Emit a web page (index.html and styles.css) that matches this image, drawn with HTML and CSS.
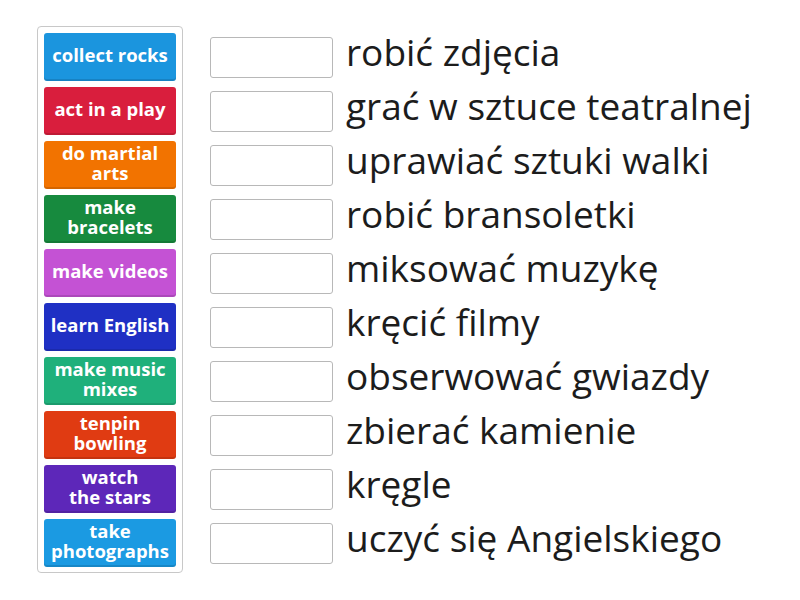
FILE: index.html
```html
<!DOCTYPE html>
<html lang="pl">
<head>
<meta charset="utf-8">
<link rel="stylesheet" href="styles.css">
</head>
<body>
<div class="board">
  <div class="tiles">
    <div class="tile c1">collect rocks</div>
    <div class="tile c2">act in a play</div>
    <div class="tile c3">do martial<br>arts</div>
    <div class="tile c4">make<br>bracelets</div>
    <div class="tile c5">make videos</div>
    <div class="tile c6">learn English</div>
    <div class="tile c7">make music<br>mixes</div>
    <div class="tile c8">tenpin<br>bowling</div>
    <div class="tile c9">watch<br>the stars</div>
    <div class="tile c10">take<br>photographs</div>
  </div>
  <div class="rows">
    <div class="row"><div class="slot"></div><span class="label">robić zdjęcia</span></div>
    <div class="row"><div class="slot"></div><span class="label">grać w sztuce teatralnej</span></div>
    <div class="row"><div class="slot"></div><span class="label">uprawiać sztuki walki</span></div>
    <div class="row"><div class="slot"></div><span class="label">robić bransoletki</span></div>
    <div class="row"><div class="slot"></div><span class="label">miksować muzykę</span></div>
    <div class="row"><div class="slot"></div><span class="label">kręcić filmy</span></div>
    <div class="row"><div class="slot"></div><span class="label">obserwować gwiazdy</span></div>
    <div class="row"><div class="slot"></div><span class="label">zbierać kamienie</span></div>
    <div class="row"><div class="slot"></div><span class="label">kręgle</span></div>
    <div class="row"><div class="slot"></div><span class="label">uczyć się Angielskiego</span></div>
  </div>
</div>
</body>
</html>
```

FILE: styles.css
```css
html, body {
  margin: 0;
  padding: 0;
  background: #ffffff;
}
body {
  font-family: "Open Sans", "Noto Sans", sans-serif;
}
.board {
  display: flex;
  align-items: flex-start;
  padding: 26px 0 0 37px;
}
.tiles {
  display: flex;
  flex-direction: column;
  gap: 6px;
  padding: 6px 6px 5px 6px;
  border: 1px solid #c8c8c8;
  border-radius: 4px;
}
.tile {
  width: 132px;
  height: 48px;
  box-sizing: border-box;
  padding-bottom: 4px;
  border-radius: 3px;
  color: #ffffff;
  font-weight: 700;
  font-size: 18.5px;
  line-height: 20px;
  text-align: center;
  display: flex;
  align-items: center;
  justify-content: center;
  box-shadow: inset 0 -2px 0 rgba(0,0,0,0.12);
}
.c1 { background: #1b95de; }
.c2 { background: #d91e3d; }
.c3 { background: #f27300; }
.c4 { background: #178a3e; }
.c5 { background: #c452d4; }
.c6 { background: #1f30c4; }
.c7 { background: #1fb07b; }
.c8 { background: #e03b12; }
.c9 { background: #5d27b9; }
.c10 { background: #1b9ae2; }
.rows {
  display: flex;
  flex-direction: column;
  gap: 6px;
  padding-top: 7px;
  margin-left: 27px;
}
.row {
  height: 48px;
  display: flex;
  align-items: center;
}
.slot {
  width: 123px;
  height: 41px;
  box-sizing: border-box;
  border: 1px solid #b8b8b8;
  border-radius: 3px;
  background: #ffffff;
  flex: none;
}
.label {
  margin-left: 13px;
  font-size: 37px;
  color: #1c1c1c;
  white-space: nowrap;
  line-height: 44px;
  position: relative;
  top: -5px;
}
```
========
Using the material above, count the lines containing the word "styles". Reply with the number alone.

__Complete answer__. 3